Lord Byron on Demand

Harvard University Press's backlist is both one of its greatest blessings on the world of scholars and a strong source of income—but only when solid senior-citizen books are kept in print and not allowed to slip into the forlorn territory of "out of stock indefinitely" (OSI) or "out of print" (OOP).

Print-on-demand (POD) technology has been available for years and has been used by many trade publishers to have single copies of books that are no longer available in the publisher's own first or subsequent printings made by a quick-printer virtually overnight. The publisher licenses the text to the quick-printer—and gives up both a significant share of the royalties and control over the physical quality of the product. Such an arrangement has not appealed to the custodians of the Harvard University Press backlist.

JHJ-sisler
William Sisler with the press's 1985 edition of William James's The Varieties of Religious Experience (left) and the reprint
Photograph by Stu Rosner

Now, however, the press has formed a partnership that does please—with Acme Bookbinding, a Boston institution more than 175 years old and headed by Paul Parisi '75—one that will allow the press to retain the rights to books and maintain control over the quality of their production. "Acme, like HUP, is committed to preserving the past, while at the same time making use of the latest technologies to move publishing forward," says William Sisler, director of the press. Acme has been binding single copies of books for libraries for ages and is used to meeting high standards. "The printed word helps keep alive the philosophies that shaped our democracy," says Parisi. "Putting back into print, in a beautiful, high-quality volume that will last forever, a classic work of history or philosophy is like making a museum piece available to everyone."

To launch the new print-on-demand service, the press has revivified and made available 100 of its "classic" backlist titles. If you want a copy of Byron's Letters and Journals: "In My Hot Youth," 1798-1810, edited by Leslie Marchand, volume one in the 12-volume edition that began to appear in 1973, you or your bookseller will send the order to the press's warehouse. The order will then register at Acme via an electronic-data-interchange transaction, which will initiate the manufacture of the book and its delivery within days.

"The books in this program are printed as facsimiles of the last edition," says John Walsh, production manager at the press. "There will be no compromises to typefaces, or to font sizes and margins, and the books appear in their original trim size. Acme has carefully scanned every page of the original. The books are printed on papers that match the weight, shade, caliper, and opacity of those earlier editions.
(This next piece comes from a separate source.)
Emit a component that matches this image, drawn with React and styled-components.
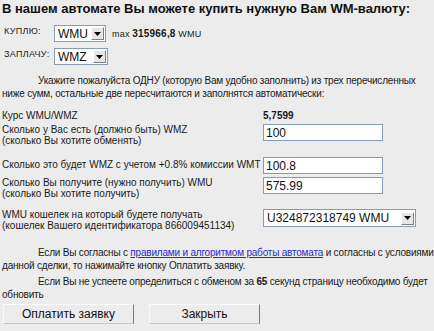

They are bound in cloth, with headbands and reinforced endpapers." The books will differ from the originals in that their bindings will be ink-jet printed, not stamped, and thus must be of light-colored cloth, while the originals might not have been; the books will not be jacketed, but many customers will be libraries, which have no use for book jackets; and the halftones may be somewhat darker and less sharp than the originals. The technology is capable of producing four-color work. Walsh believes that a new standard has been created, "a benchmark for digital book production."

Additional out-of-print books will join the 100 starters on a continual basis. Soon, there'll be no more OSI or OOP at HUP with POD.